Immediately prior to the closing of the IPO, all convertible and redeemable convertible preferred shares then outstanding automatically converted into 76,262,942 shares of common stock and warrants to purchase preferred and common stock were automatically converted into 7,067,699 shares of common stock.
 
Pursuant to the terms of a certain warrant to purchase common stock (the “Series F Warrant”), and in the case of the Series F redeemable convertible preferred stock, of the Certificate of Incorporation (as in effect immediately prior to the IPO), the Company was required to make certain cash payments to SSIG (Special Situations Investing Group II, LLC, an affiliate of Goldman Sachs & Co.
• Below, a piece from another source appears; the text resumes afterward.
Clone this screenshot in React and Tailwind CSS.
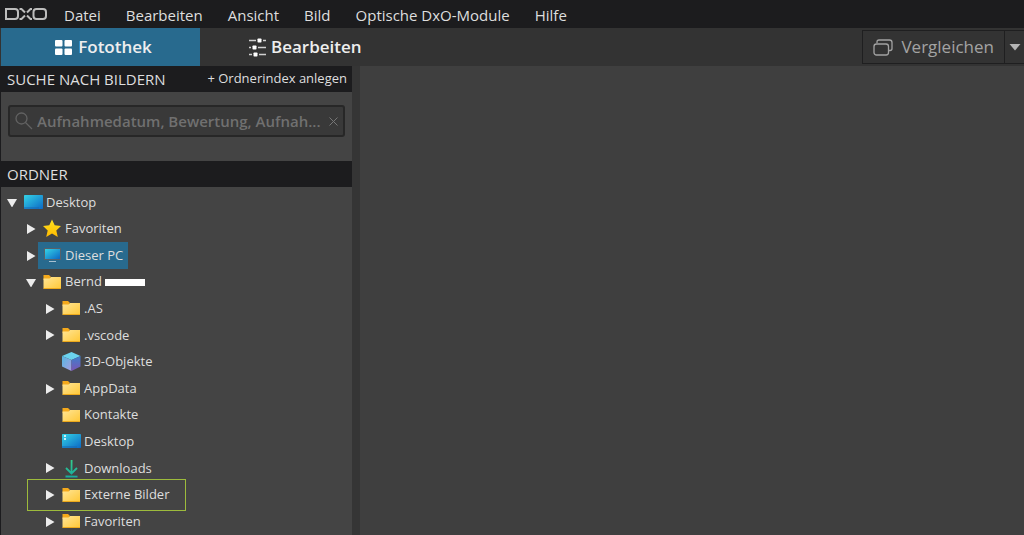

LLC) if the initial public offering price per share at which shares of the common stock were sold (the “Actual IPO Price”) was less than the price per share used to calculate the number of shares issuable upon the automatic cashless exercise of the Series F Warrant or the conversion of the Series F convertible and redeemable preferred stock, as the case may be (the “Estimated Price”). Accordingly, because the Actual IPO Price was less than the Estimated Price, the Company was required to make a cash payment to SSIG in the amount of $1,569 in connection with the closing of the IPO, and it made such payment in July 2021.